Second-year Emily Hatch discusses how modern philosophers should interpret female stereotypes in classic philosophy texts in a Women in Philosophy meeting Thursday evening.
"Female philosophers find a room of their own"
Two female philosophy undergraduates restarted the RSO Undergraduate Women in Philosophy in order to make the field more welcoming to female students.
February 1st, 2013
The Chicago Maroon
Two undergrads are determined to break the philosophical glass ceiling.
In response to an underrepresentation of women in the University’s philosophy department, third-year philosophy majors Julie Huh and Sabina Bremner have restarted the RSO Undergraduate Women in Philosophy (UWiP) to make the field more welcoming to female students.
Of UChicago’s 28 full-time philosophy faculty, only five, or 17.8 percent, are women. UChicago’s current chair of philosophy, Candace Vogler, was the only female faculty member in the philosophy department when she came to the University twenty years ago.
Approximately a quarter of the philosophy graduate students listed on the department website are female.
“There are lots of excellent women philosophers so it’s clearly not the case that women are inferior philosophers or philosophy students,” philosophy graduate student Dasha Polzik said. “But the numbers don’t lie: there’s something keeping undergraduate women out of the major.”
While the underlying causes of the gender discrepancy are not completely understood, research conducted by Rutgers University’s Department of Philosophy suggests there are cultural barriers in philosophy and other academic fields where women are underrepresented. These include implicit bias, by which minority groups are subconsciously discriminated against, and stereotype threat, the risk that minority individuals conform to negative stereotypes about their group.
Second-year philosophy major Noam Margalit said she notices the effects of underrepresentation of women in philosophy classes on campus.
“I’m usually the only woman or one of two if it’s a small seminar. In larger classes there are usually more women but it’s definitely not 50–50,” she said. “I’ve also never had a female philosophy professor.”
Last year, Women in Philosophy, a group of female philosophy graduate students, conducted a survey of students of both genders in philosophy classes. Asked whether they perceived more male participants in philosophy classes, female respondents more commonly responded that class participation was about equal between genders than that it was male-dominated.
“One of the positive things about the survey is that there wasn’t a huge outcry,” Francey Russell, a member of Women in Philosophy, said. “It’s nice to know that these groups don’t only form out of anger or desperation.”
Though UWiP began as an offshoot of the graduate student group, it is now an independent RSO.
Huh said that, at the group’s first meeting, many female students described a process of screening themselves before speaking in philosophy classes. “Many don’t speak right away and keep their thoughts withheld because they feel that they need to have something polished to say,” Huh said.
The new undergraduate group’s discussion format is intended to allow female students to voice their arguments more openly in a less formal and more supportive setting.

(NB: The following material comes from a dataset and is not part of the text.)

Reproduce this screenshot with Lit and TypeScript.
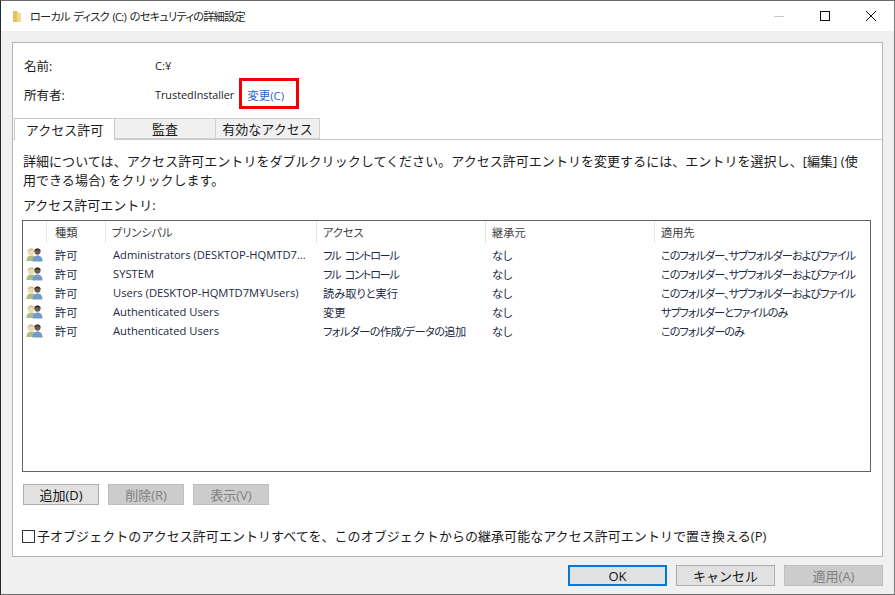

“Everyone in this field has to carry themselves through argument and be ready to defend themselves against harsh criticism,” Huh said. “And you have to have strength and know other philosophers to go out and ask them, ‘How can I improve my argument?’ Only when you talk to other people about it are you going to improve your argument.”
While the group is targeted toward female students, the topics discussed will not be limited to female authors or feminist philosophy.
Huh was optimistic about the club but stressed that the group is only part of the solution.
“If there are going to be more female students in philosophy, they themselves have to make that effort,” she said.
Philosophy graduate student Francey Russell noted several tangible effects of the re-emergence of UWiP. For example, after a meeting with female undergraduates, three of them decided to switch to the intensive track of the philosophy major.
“Just getting together and talking can be empowering and encourage them to stick out,” she said.
In addition, the number of women writing B.A. papers and completing the intensive-track major, which serve as rough indicators of those going on to graduate school, have increased to be consistent with the number in the major overall.
“We’re really happy about this…. It’s a move in the right direction,” undergraduate philosophy major coordinator Jennifer Johnson wrote in an e-mail.
Polzik noted that at an event fall quarter for philosophy majors applying to graduate school called “So you want to be a philosopher?” featured a photo of Philippa Foot, a female philosopher, rather than the standard bust of an ancient male philosopher.
“That little change of what a philosopher looks like really does something. That kind of thing can be really powerful. It’s baby steps,” she said.